Exercise instructions
Scan the data below. Pull out each line where "React" occurs.

-- start of Stored data --

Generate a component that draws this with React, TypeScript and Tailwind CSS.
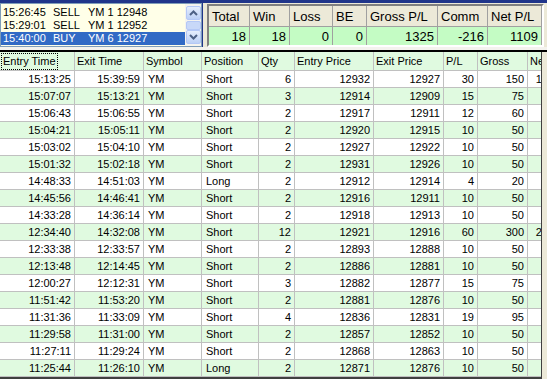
import React from 'react';

type Trade = {
  entry: string;
  exit: string;
  pos: string;
  qty: number;
  entryPrice: number;
  exitPrice: number;
  pl: number;
  gross: number;
};

const trades: Trade[] = [
  { entry: '15:13:25', exit: '15:39:59', pos: 'Short', qty: 6, entryPrice: 12932, exitPrice: 12927, pl: 30, gross: 150 },
  { entry: '15:07:07', exit: '15:13:21', pos: 'Short', qty: 3, entryPrice: 12914, exitPrice: 12909, pl: 15, gross: 75 },
  { entry: '15:06:43', exit: '15:06:55', pos: 'Short', qty: 2, entryPrice: 12917, exitPrice: 12911, pl: 12, gross: 60 },
  { entry: '15:04:21', exit: '15:05:11', pos: 'Short', qty: 2, entryPrice: 12920, exitPrice: 12915, pl: 10, gross: 50 },
  { entry: '15:03:02', exit: '15:04:10', pos: 'Short', qty: 2, entryPrice: 12927, exitPrice: 12922, pl: 10, gross: 50 },
  { entry: '15:01:32', exit: '15:02:18', pos: 'Short', qty: 2, entryPrice: 12931, exitPrice: 12926, pl: 10, gross: 50 },
  { entry: '14:48:33', exit: '14:51:03', pos: 'Long', qty: 2, entryPrice: 12912, exitPrice: 12914, pl: 4, gross: 20 },
  { entry: '14:45:56', exit: '14:46:41', pos: 'Short', qty: 2, entryPrice: 12916, exitPrice: 12911, pl: 10, gross: 50 },
  { entry: '14:33:28', exit: '14:36:14', pos: 'Short', qty: 2, entryPrice: 12918, exitPrice: 12913, pl: 10, gross: 50 },
  { entry: '12:34:40', exit: '14:32:08', pos: 'Short', qty: 12, entryPrice: 12921, exitPrice: 12916, pl: 60, gross: 300 },
  { entry: '12:33:38', exit: '12:33:57', pos: 'Short', qty: 2, entryPrice: 12893, exitPrice: 12888, pl: 10, gross: 50 },
  { entry: '12:13:48', exit: '12:14:45', pos: 'Short', qty: 2, entryPrice: 12886, exitPrice: 12881, pl: 10, gross: 50 },
  { entry: '12:00:27', exit: '12:12:31', pos: 'Short', qty: 3, entryPrice: 12882, exitPrice: 12877, pl: 15, gross: 75 },
  { entry: '11:51:42', exit: '11:53:20', pos: 'Short', qty: 2, entryPrice: 12881, exitPrice: 12876, pl: 10, gross: 50 },
  { entry: '11:31:36', exit: '11:33:09', pos: 'Short', qty: 4, entryPrice: 12836, exitPrice: 12831, pl: 19, gross: 95 },
  { entry: '11:29:58', exit: '11:31:00', pos: 'Short', qty: 2, entryPrice: 12857, exitPrice: 12852, pl: 10, gross: 50 },
  { entry: '11:27:11', exit: '11:29:24', pos: 'Short', qty: 2, entryPrice: 12868, exitPrice: 12863, pl: 10, gross: 50 },
  { entry: '11:25:44', exit: '11:26:10', pos: 'Long', qty: 2, entryPrice: 12871, exitPrice: 12876, pl: 10, gross: 50 },
];

const orders = [
  { time: '15:26:45', side: 'SELL', desc: 'YM 1 12948' },
  { time: '15:29:01', side: 'SELL', desc: 'YM 1 12952' },
  { time: '15:40:00', side: 'BUY', desc: 'YM 6 12927' },
];

const stats = [
  { label: 'Total', value: '18' },
  { label: 'Win', value: '18' },
  { label: 'Loss', value: '0' },
  { label: 'BE', value: '0' },
  { label: 'Gross P/L', value: '1325' },
  { label: 'Comm', value: '-216' },
  { label: 'Net P/L', value: '1109' },
];

const headers = ['Entry Time', 'Exit Time', 'Symbol', 'Position', 'Qty', 'Entry Price', 'Exit Price', 'P/L', 'Gross', 'Net'];

function ScrollBtn({ up }: { up?: boolean }) {
  return (
    <div className="h-[14px] w-[15px] rounded-[2px] border border-[#b4c8f6] bg-gradient-to-b from-[#e6eefc] to-[#bcd0f6] flex items-center justify-center">
      <svg width="9" height="6" viewBox="0 0 9 6">
        <path d={up ? 'M1 5 L4.5 1.5 L8 5' : 'M1 1 L4.5 4.5 L8 1'} fill="none" stroke="#4d6185" strokeWidth="2" />
      </svg>
    </div>
  );
}

export default function App() {
  return (
    <div className="w-[547px] h-[379px] overflow-hidden bg-[#ece9d8] text-black text-[11px] leading-none font-['Liberation_Sans',Arial,sans-serif]">
      {/* top panel */}
      <div className="h-[47px] flex bg-[#20358a] pt-[3px]">
        <div className="w-[202px] h-[44px] flex bg-[#ffffe8] border border-[#7f9db9]">
          <div className="flex-1 pt-[2px]">
            {orders.map((o, i) => (
              <div
                key={o.time}
                className={`h-[13px] flex items-center pl-[2px] ${i === 2 ? 'bg-[#316ac5] text-white' : ''}`}
              >
                <span className="w-[50px]">{o.time}</span>
                <span className="w-[35px]">{o.side}</span>
                <span>{o.desc}</span>
              </div>
            ))}
          </div>
          <div className="w-[16px] flex flex-col items-center justify-between py-[2px] bg-[#f4f3ee]">
            <ScrollBtn up />
            <div className="h-[9px] w-[15px] rounded-[2px] border border-[#b4c8f6] bg-[#c8d8f8]" />
            <ScrollBtn />
          </div>
        </div>
        <div className="flex-1 bg-[#ece9d8] ml-[1px] pl-[4px] pr-[3px] pt-[1px]">
          <div className="border-2 border-t-[#808080] border-l-[#808080] border-b-[#ffffff] border-r-[#ffffff] text-[13px]">
            <div className="grid grid-cols-[41px_40px_43px_34px_71px_50px_1fr] bg-[#ece9d8]">
              {stats.map((s) => (
                <div key={s.label} className="h-[21px] flex items-center pl-[3px] border-r border-b border-[#a0a0a0]">
                  {s.label}
                </div>
              ))}
            </div>
            <div className="grid grid-cols-[41px_40px_43px_34px_71px_50px_1fr] bg-[#c4fcc4]">
              {stats.map((s) => (
                <div key={s.label} className="h-[18px] flex items-center justify-end pr-[3px] border-r border-[#a0a0a0]">
                  {s.value}
                </div>
              ))}
            </div>
          </div>
        </div>
      </div>
      <div className="h-[3px] bg-[#f4f3ee]" />
      <div className="h-[2px] bg-[#000000]" />

      {/* trades table */}
      <div className="flex h-[327px]">
        <div className="w-[541px] overflow-hidden bg-white border-b-2 border-[#404040]">
          <div className="grid grid-cols-[75px_69px_58px_57px_36px_79px_70px_34px_50px_30px] w-[558px]">
            {headers.map((h, i) => (
              <div key={h} className="h-[19px] flex items-center pl-[2px] bg-[#e0fae0] border-r border-b border-[#c0c0c0]">
                <span className={i === 0 ? 'outline outline-1 outline-dotted outline-[#000000] px-[1px] py-[2px]' : ''}>{h}</span>
              </div>
            ))}
            {trades.map((t, r) => {
              const bg = r % 2 === 1 ? 'bg-[#e0fae0]' : 'bg-white';
              const cell = `h-[17px] flex items-center border-r border-b border-[#c0c0c0] ${bg}`;
              const right = `${cell} justify-end pr-[3px]`;
              const left = `${cell} pl-[4px]`;
              return (
                <React.Fragment key={t.entry}>
                  <div className={right}>{t.entry}</div>
                  <div className={right}>{t.exit}</div>
                  <div className={left}>YM</div>
                  <div className={left}>{t.pos}</div>
                  <div className={right}>{t.qty}</div>
                  <div className={right}>{t.entryPrice}</div>
                  <div className={right}>{t.exitPrice}</div>
                  <div className={right}>{t.pl}</div>
                  <div className={right}>{t.gross}</div>
                  <div className={right}>{t.gross - t.qty * 4}</div>
                </React.Fragment>
              );
            })}
          </div>
        </div>
        <div className="flex-1 bg-[#ece9d8] border-l border-[#404040]" />
      </div>
    </div>
  );
}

-- end of Stored data --

The response
Generate a component that draws this with React, TypeScript and Tailwind CSS.
import React from 'react';
                <React.Fragment key={t.entry}>
                </React.Fragment>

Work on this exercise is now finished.